Comment « trier » les élèves, sur quelles bases, quels seront les effets de ce tri sur les élèves – leurs résultats, leur motivation, leur vision de l’école – sur leurs professeurs et l’organisation concrète des cours ? Voilà quelques-unes des questions centrales qui ne seront pourtant jamais abordées. Car Agathe Lambret n’en a cure. Elle termine la première partie de l’interview comme elle l’a commencée – « Juste d’un mot : pourquoi vous refusez d’employer l’expression du Premier ministre "groupe de niveau" ? [1] » – et, après le « fil info », elle remet le couvert : « Est-ce que sur l’école, il n’y a qu’une seule ligne, c’est celle du Premier ministre ? »
Belloubet répondant une nouvelle fois avec plaisir à ce faux problème, les journalistes estiment pouvoir tourner la page.
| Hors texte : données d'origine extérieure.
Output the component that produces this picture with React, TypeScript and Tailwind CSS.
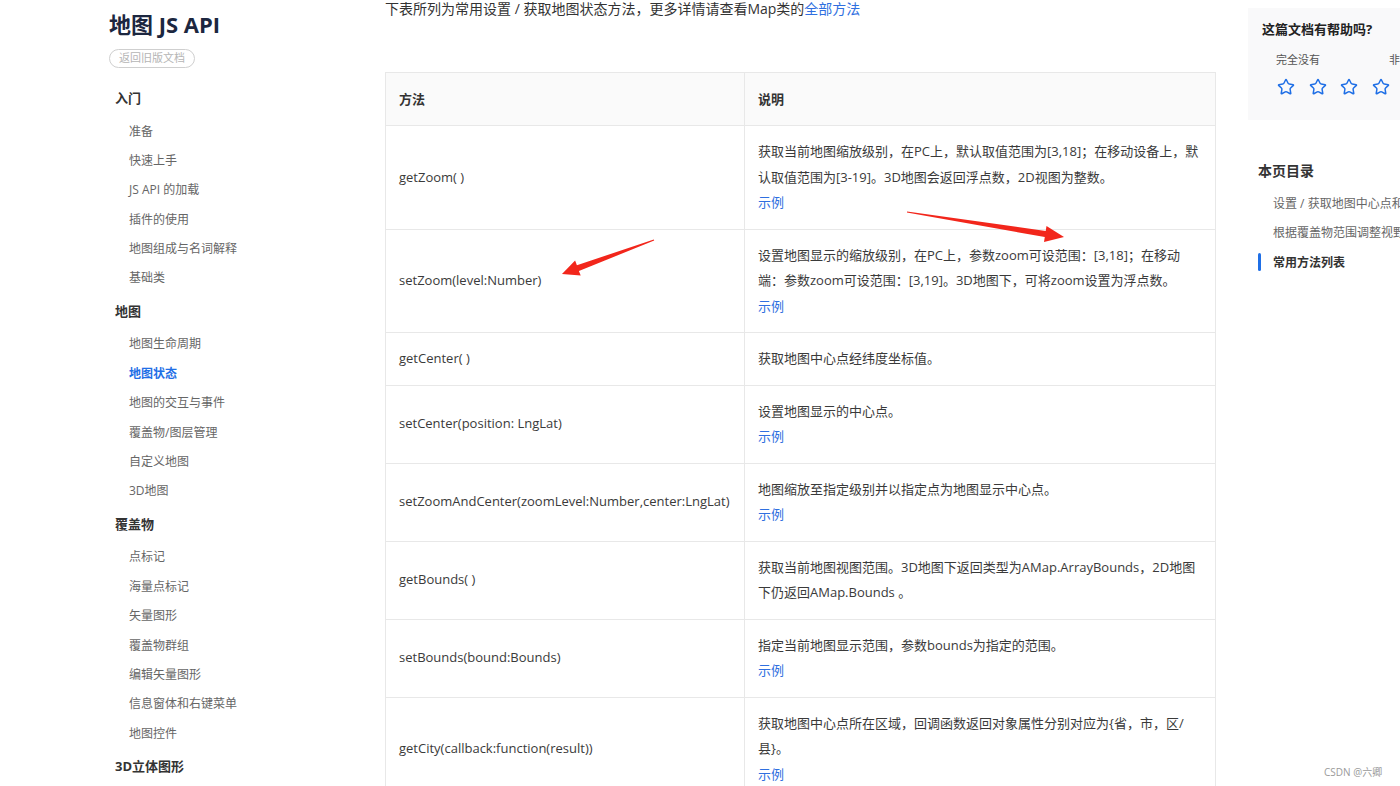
import React from 'react';
import { Star } from 'lucide-react';

type NavSection = { title: string; items: string[] };

const nav: NavSection[] = [
  { title: '入门', items: ['准备', '快速上手', 'JS API 的加载', '插件的使用', '地图组成与名词解释', '基础类'] },
  { title: '地图', items: ['地图生命周期', '地图状态', '地图的交互与事件', '覆盖物/图层管理', '自定义地图', '3D地图'] },
  { title: '覆盖物', items: ['点标记', '海量点标记', '矢量图形', '覆盖物群组', '编辑矢量图形', '信息窗体和右键菜单', '地图控件'] },
  { title: '3D立体图形', items: [] },
];

type Row = { method: string; desc: string[]; example?: boolean };

const rows: Row[] = [
  {
    method: 'getZoom( )',
    desc: ['获取当前地图缩放级别，在PC上，默认取值范围为[3,18]；在移动设备上，默', '认取值范围为[3-19]。3D地图会返回浮点数，2D视图为整数。'],
    example: true,
  },
  {
    method: 'setZoom(level:Number)',
    desc: ['设置地图显示的缩放级别，在PC上，参数zoom可设范围：[3,18]；在移动', '端：参数zoom可设范围：[3,19]。3D地图下，可将zoom设置为浮点数。'],
    example: true,
  },
  { method: 'getCenter( )', desc: ['获取地图中心点经纬度坐标值。'] },
  { method: 'setCenter(position: LngLat)', desc: ['设置地图显示的中心点。'], example: true },
  { method: 'setZoomAndCenter(zoomLevel:Number,center:LngLat)', desc: ['地图缩放至指定级别并以指定点为地图显示中心点。'], example: true },
  { method: 'getBounds( )', desc: ['获取当前地图视图范围。3D地图下返回类型为AMap.ArrayBounds，2D地图', '下仍返回AMap.Bounds 。'] },
  { method: 'setBounds(bound:Bounds)', desc: ['指定当前地图显示范围，参数bounds为指定的范围。'], example: true },
  {
    method: 'getCity(callback:function(result))',
    desc: ['获取地图中心点所在区域，回调函数返回对象属性分别对应为{省，市，区/', '县}。'],
    example: true,
  },
];

const Sidebar: React.FC = () => (
  <aside className="w-[385px] shrink-0 pl-[109px]">
    <h1 className="mt-[9px] text-[22px] leading-[30px] font-bold text-[#1c2740]">地图 JS API</h1>
    <div className="mt-[10px] inline-flex h-[19px] w-[86px] items-center justify-center rounded-full border border-[#cfcfcf] text-[11px] text-[#b5b5b5]">
      返回旧版文档
    </div>
    <nav className="mt-[12px] pl-[6px]">
      {nav.map((s) => (
        <div key={s.title}>
          <div className="flex h-[36.6px] items-center text-[13px] font-bold text-[#333]">{s.title}</div>
          {s.items.map((it) => (
            <div
              key={it}
              className={
                it === '地图状态'
                  ? 'flex h-[29.4px] items-center pl-[14px] text-[12px] font-bold text-[#1f6fe6]'
                  : 'flex h-[29.4px] items-center pl-[14px] text-[12px] text-[#666]'
              }
            >
              {it}
            </div>
          ))}
        </div>
      ))}
    </nav>
  </aside>
);

const MethodTable: React.FC = () => (
  <table className="mt-[53px] w-[830px] table-fixed border-collapse text-[13px] text-[#3a3a3a]">
    <colgroup>
      <col className="w-[359px]" />
      <col className="w-[471px]" />
    </colgroup>
    <thead>
      <tr className="bg-[#fafafa]">
        <th className="h-[53px] border border-[#e8e8e8] px-[13px] py-0 text-left leading-[26px] font-bold text-[#333]">方法</th>
        <th className="h-[53px] border border-[#e8e8e8] px-[13px] py-0 text-left leading-[26px] font-bold text-[#333]">说明</th>
      </tr>
    </thead>
    <tbody>
      {rows.map((r) => (
        <tr key={r.method}>
          <td className="border border-[#e8e8e8] px-[13px] py-[13px] align-middle leading-[25.5px] whitespace-nowrap">{r.method}</td>
          <td className="border border-[#e8e8e8] px-[13px] py-[13px] align-top leading-[25.5px]">
            {r.desc.map((d) => (
              <div key={d} className="h-[25.5px] whitespace-nowrap">{d}</div>
            ))}
            {r.example && <div className="h-[25.5px] text-[#2f6fe0]">示例</div>}
          </td>
        </tr>
      ))}
    </tbody>
  </table>
);

const RightPanel: React.FC = () => (
  <aside className="ml-[33px] w-[240px] shrink-0">
    <div className="mt-[8px] bg-[#f9f9fa] pt-[12px] pb-[24px] pl-[14px]">
      <div className="text-[13px] leading-[18px] font-bold text-[#222]">这篇文档有帮助吗?</div>
      <div className="mt-[14px] flex pl-[14px] text-[11px] leading-[16px] text-[#555]">
        <span>完全没有</span>
        <span className="ml-[69px]">非常有帮助</span>
      </div>
      <div className="mt-[10px] flex gap-[13.5px] pl-[15px]">
        {[0, 1, 2, 3, 4].map((i) => (
          <Star key={i} size={18} strokeWidth={2} className="text-[#1f6fe6]" />
        ))}
      </div>
    </div>
    <div className="mt-[41px] pl-[10px] text-[14px] leading-[20px] font-bold text-[#333]">本页目录</div>
    <div className="mt-[8px] text-[12px] whitespace-nowrap">
      <div className="flex h-[29.5px] items-center pl-[25px] text-[#666]">设置 / 获取地图中心点和级别</div>
      <div className="flex h-[29.5px] items-center pl-[25px] text-[#666]">根据覆盖物范围调整视野</div>
      <div className="relative flex h-[29.5px] items-center pl-[25px] font-bold text-[#333]">
        <span className="absolute left-[10px] top-[5px] h-[18px] w-[3px] rounded-sm bg-[#1f6fe6]" />
        常用方法列表
      </div>
    </div>
  </aside>
);

// red annotation arrows drawn over the screenshot
const Arrows: React.FC = () => (
  <svg className="pointer-events-none absolute inset-0" width="1400" height="786" viewBox="0 0 1400 786">
    <polygon
      fill="#f2261b"
      points="653.8,239.4 576.9,265.3 575.1,260.6 562,274 580.7,275.6 578.9,270.9 654.2,240.6"
    />
    <polygon
      fill="#f2261b"
      points="907.1,211.4 1045.7,231.0 1046.5,226.1 1064,237 1044.0,241.9 1044.8,237.0 906.9,212.6"
    />
  </svg>
);

export default function App() {
  return (
    <div className="relative h-[786px] w-[1400px] overflow-hidden bg-white font-['Open_Sans','Noto_Sans_CJK_SC',sans-serif]">
      <div className="flex">
        <Sidebar />
        <main className="w-[830px] shrink-0">
          <p className="-mt-[1px] text-[14px] leading-[20px] text-[#333]">
            下表所列为常用设置 / 获取地图状态方法，更多详情请查看Map类的<span className="text-[#2f6fe0]">全部方法</span>
          </p>
          <MethodTable />
        </main>
        <RightPanel />
      </div>
      <Arrows />
      <div className="absolute left-[1324px] top-[765px] text-[10px] leading-[14px] text-[#9a9a9a]">CSDN @六卿</div>
    </div>
  );
}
Pour parler du plan d’urgence en Seine-Saint-Denis ? Non, il ne sera tout simplement pas évoqué. En lieu et place, les atteintes à la laïcité et, pour terminer, le dernier emballement politico-médiatique en date (l’« affaire Sciences-Po ») font l’agenda, occupant les huit minutes de la deuxième partie.
Cette « impertinence », vertu dont aiment à se parer les « grands » intervieweurs, est une sorte d’ersatz d’indépendance, la seule, peut-être, à laquelle peut prétendre un journaliste politique qui ne connaît des dossiers qu’il traite que les éléments de langage dans lesquels il baigne. Cette forme de fausse insolence, qui titille les politiques par où ils le veulent bien, fait finalement parfaitement partie du jeu. On chatouillera la ministre sur son éventuelle « mise sous tutelle », mais elle pourra, glosant sur la laïcité en danger et « la remise en cause de certains cours », assurer fermement qu’« il n’est pas pensable que la science ne soit pas respectée sur ce qu’elle nous dit sur des points précis », sans qu’on l’interroge sur tout le mal que la « science » – en l’occurrence la recherche en sciences de l’éducation, dans un solide consensus – dit des « groupes de niveau » tels qu’elle s’apprête à les mettre en place.
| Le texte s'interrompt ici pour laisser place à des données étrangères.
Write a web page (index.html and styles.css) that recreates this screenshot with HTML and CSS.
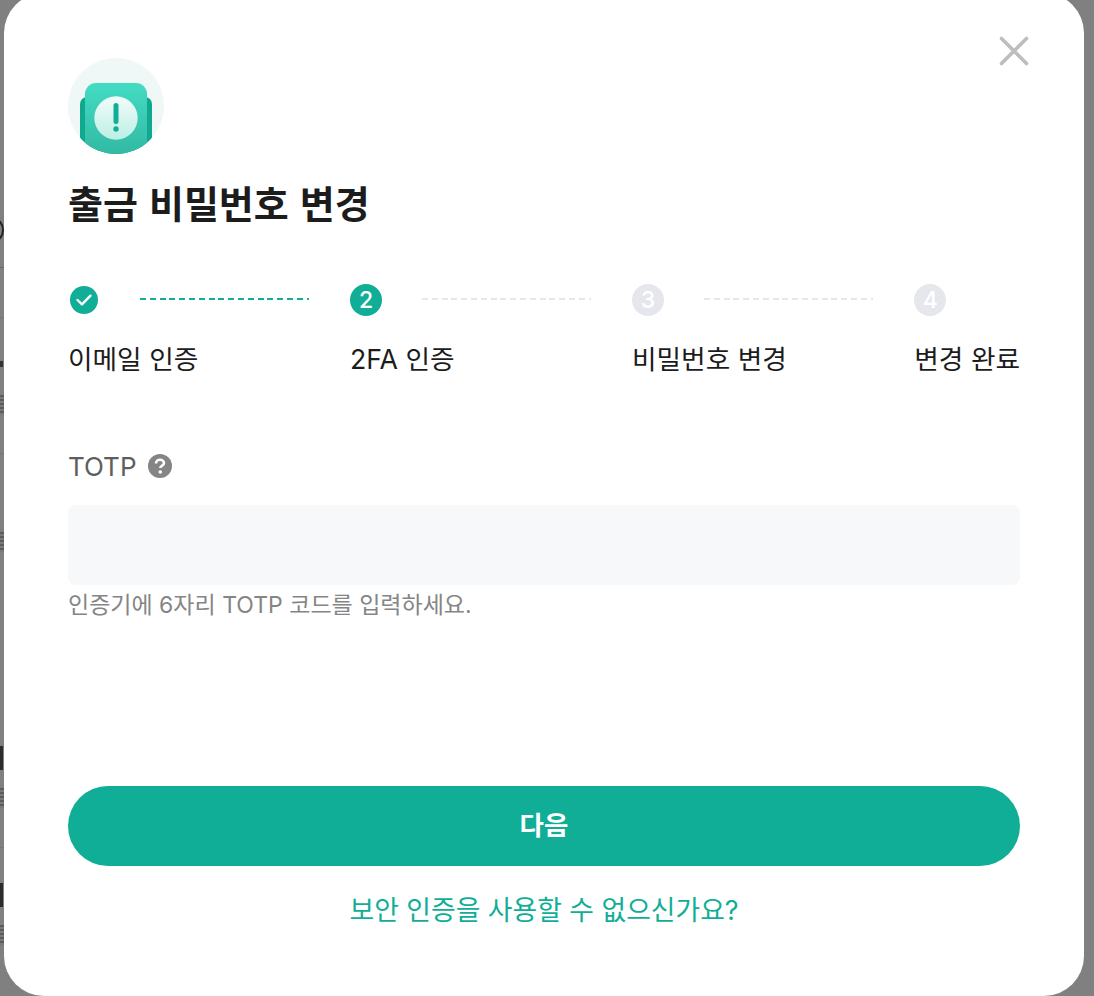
FILE: index.html
```html
<!DOCTYPE html>
<html lang="ko">
<head>
    <title>출금 비밀번호 변경</title>
    <link rel="stylesheet" href="styles.css">
</head>
<body>
    <!-- page behind the overlay, only a sliver shows -->
    <div class="behind">
        <span class="mark mark-ring"></span>
        <span class="mark mark-rule mark-r1"></span>
        <span class="mark mark-rule mark-r2"></span>
        <span class="mark mark-rule mark-r3"></span>
        <span class="mark mark-rule mark-r4"></span>
        <span class="mark mark-dots"></span>
        <span class="mark mark-text mark-t1"></span>
        <span class="mark mark-text mark-t2"></span>
        <span class="mark mark-bold mark-b1"></span>
        <span class="mark mark-text mark-t3"></span>
        <span class="mark mark-bold mark-b2"></span>
        <span class="mark mark-text mark-t4"></span>
    </div>

    <div class="modal">
        <button class="close" type="button" aria-label="닫기">
            <svg width="32" height="32" viewBox="0 0 32 32">
                <path d="M3.500 3.500 L28.500 28.500 M28.500 3.500 L3.500 28.500" stroke="#bdbdbd" stroke-width="3.600" stroke-linecap="round" fill="none"/>
            </svg>
        </button>

        <svg class="hero" width="96" height="96" viewBox="0 0 96 96">
            <defs>
                <linearGradient id="card" x1="0" y1="0" x2="0" y2="1">
                    <stop offset="0" stop-color="#43dcc3"/>
                    <stop offset="1" stop-color="#2fb39e"/>
                </linearGradient>
                <linearGradient id="face" x1="0" y1="0" x2="0" y2="1">
                    <stop offset="0" stop-color="#f3fcfa"/>
                    <stop offset="1" stop-color="#bcefe4"/>
                </linearGradient>
                <clipPath id="disc"><circle cx="48" cy="48" r="48"/></clipPath>
            </defs>
            <circle cx="48" cy="48" r="48" fill="#eff8f7"/>
            <g clip-path="url(#disc)">
                <rect x="12" y="39" width="72" height="70" rx="7" fill="#10a98f"/>
                <rect x="17" y="25" width="62" height="82" rx="11" fill="url(#card)"/>
            </g>
            <circle cx="48" cy="60" r="21.700" fill="url(#face)"/>
            <rect x="45.500" y="45" width="5" height="21" rx="2.500" fill="#10ae95"/>
            <circle cx="48" cy="71" r="2.700" fill="#10ae95"/>
        </svg>

        <h1 class="title">출금 비밀번호 변경</h1>

        <div class="steps">
            <div class="step">
                <div class="step-head">
                    <span class="dot dot-small">
                        <svg width="18" height="18" viewBox="0 0 18 18">
                            <path d="M2.500 9 L7 13.300 L15.500 4.700" stroke="#fff" stroke-width="2.400" stroke-linecap="round" stroke-linejoin="round" fill="none"/>
                        </svg>
                    </span>
                    <span class="dash dash-done"></span>
                </div>
                <span class="step-label">이메일 인증</span>
            </div>
            <div class="step">
                <div class="step-head">
                    <span class="dot">2</span>
                    <span class="dash"></span>
                </div>
                <span class="step-label">2FA 인증</span>
            </div>
            <div class="step">
                <div class="step-head">
                    <span class="dot dot-todo">3</span>
                    <span class="dash"></span>
                </div>
                <span class="step-label">비밀번호 변경</span>
            </div>
            <div class="step step-last">
                <div class="step-head">
                    <span class="dot dot-todo">4</span>
                </div>
                <span class="step-label">변경 완료</span>
            </div>
        </div>

        <div class="field-label">
            <label for="totp">TOTP</label>
            <svg width="24" height="24" viewBox="0 0 24 24">
                <circle cx="12" cy="12" r="12" fill="#858585"/>
                <path d="M8 9.500 C8 7 9.800 5.800 12 5.800 C14.300 5.800 16 7.200 16 9.200 C16 11.600 12.300 11.700 12.300 14" stroke="#fff" stroke-width="2.600" fill="none"/>
                <circle cx="12.300" cy="18" r="1.800" fill="#fff"/>
            </svg>
        </div>
        <input class="field-input" type="text" id="totp" name="totp">
        <p class="field-help">인증기에 6자리 TOTP 코드를 입력하세요.</p>

        <button class="next" type="button">다음</button>
        <a class="alt-link" href="#">보안 인증을 사용할 수 없으신가요?</a>
    </div>
</body>
</html>
```

FILE: styles.css
```css
html, body {
    height: 100%;
}

body {
    margin: 0;
    overflow: hidden;
    background-color: #808080;
    font-family: "Inter", "Noto Sans CJK KR", sans-serif;
    color: #1c1c1c;
}

.behind {
    position: absolute;
    left: 0;
    top: 0;
    width: 4px;
    height: 996px;
    overflow: hidden;
}

.mark {
    position: absolute;
    left: 0;
    width: 4px;
}

.mark-ring {
    left: -16px;
    top: 218px;
    width: 16px;
    height: 20px;
    border: 2px solid #222;
    border-radius: 50%;
}

.mark-rule {
    height: 1px;
    background-color: #767676;
}

.mark-r1 { top: 267px; background-color: #666; }
.mark-r2 { top: 317px; }
.mark-r3 { top: 453px; }
.mark-r4 { top: 847px; }

.mark-dots {
    top: 361px;
    height: 6px;
    width: 3px;
    background-color: #333;
}

.mark-text {
    height: 20px;
    background: repeating-linear-gradient(180deg, #5c5c5c 0 2px, #7a7a7a 2px 4px);
}

.mark-t1 { top: 395px; }
.mark-t2 { top: 532px; }
.mark-t3 { top: 788px; }
.mark-t4 { top: 925px; }

.mark-bold {
    height: 24px;
    width: 3px;
    background-color: #2c2c2c;
}

.mark-b1 { top: 746px; }
.mark-b2 { top: 883px; }

.modal {
    position: relative;
    box-sizing: border-box;
    width: 1080px;
    height: 1003px;
    margin: -7px 0 0 4px;
    padding: 65px 64px 0;
    background-color: #fff;
    border-radius: 40px;
    display: flex;
    flex-direction: column;
}

.close {
    position: absolute;
    top: 42px;
    right: 54px;
    width: 32px;
    height: 32px;
    padding: 0;
    border: none;
    background: none;
}

.close svg,
.hero {
    display: block;
}

.title {
    margin: 26px 0 0;
    font-size: 38px;
    line-height: 48px;
    font-weight: 700;
    word-spacing: 2px;
    color: #1c1c1c;
}

.steps {
    display: flex;
    margin-top: 56px;
}

.step {
    width: 282px;
    flex: none;
}

.step-last {
    width: auto;
    margin-left: auto;
}

.step-head {
    display: flex;
    align-items: center;
    height: 32px;
}

.dot {
    width: 32px;
    height: 32px;
    border-radius: 50%;
    flex: none;
    display: flex;
    align-items: center;
    justify-content: center;
    background-color: #10ae97;
    color: #fff;
    font-size: 23px;
    font-weight: 500;
    line-height: 1;
}

.dot-small {
    width: 28px;
    height: 28px;
    margin: 0 2px;
}

.dot-todo {
    background-color: #e6e7ec;
}

.dash {
    width: 169px;
    height: 2px;
    margin: -2px 0 0 40px;
    background: repeating-linear-gradient(90deg, #e6e7ec 0 6px, transparent 6px 9.800px);
}

.dash-done {
    background: repeating-linear-gradient(90deg, #10ae97 0 6px, transparent 6px 9.800px);
}

.step-label {
    display: block;
    margin-top: 25px;
    font-size: 26.700px;
    line-height: 36px;
}

.field-label {
    display: flex;
    align-items: center;
    gap: 11px;
    margin-top: 69px;
    height: 40px;
    color: #5e5e5e;
    font-size: 26px;
}

.field-input {
    box-sizing: border-box;
    display: block;
    width: 100%;
    height: 80px;
    margin-top: 19px;
    border: none;
    border-radius: 8px;
    background-color: #f7f8fa;
}

.field-help {
    margin: 2px 0 0;
    font-size: 23px;
    line-height: 36px;
    color: #858585;
}

.next {
    margin-top: 163px;
    height: 80px;
    flex: none;
    padding: 0 0 5px;
    border: none;
    border-radius: 40px;
    background-color: #10ae97;
    color: #fff;
    font-family: inherit;
    font-size: 26.500px;
    font-weight: 700;
}

.alt-link {
    margin-top: 24px;
    text-align: center;
    font-size: 26.800px;
    line-height: 40px;
    color: #10ae97;
    text-decoration: none;
}
```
Une fois de plus, les matinaliers de France Info réalisent ainsi ce qu’ils savent faire de mieux : restreindre le périmètre de l’information aux prétendues bisbilles qui agitent les cercles de pouvoir et aligner leur agenda sur la communication gouvernementale. Les personnels de l’éducation et leurs élèves ont beau être les acteurs les plus directement concernés et mettre en avant des préoccupations autrement plus importantes, leur mobilisation est frappée d’une double invisibilisation : eux-mêmes exclus de la matinale – et de l’exposition médiatique qui va avec –, leur appréciation des « réformes » en cours et leurs revendications ne sont pas même rapportées. Aucune voix au chapitre.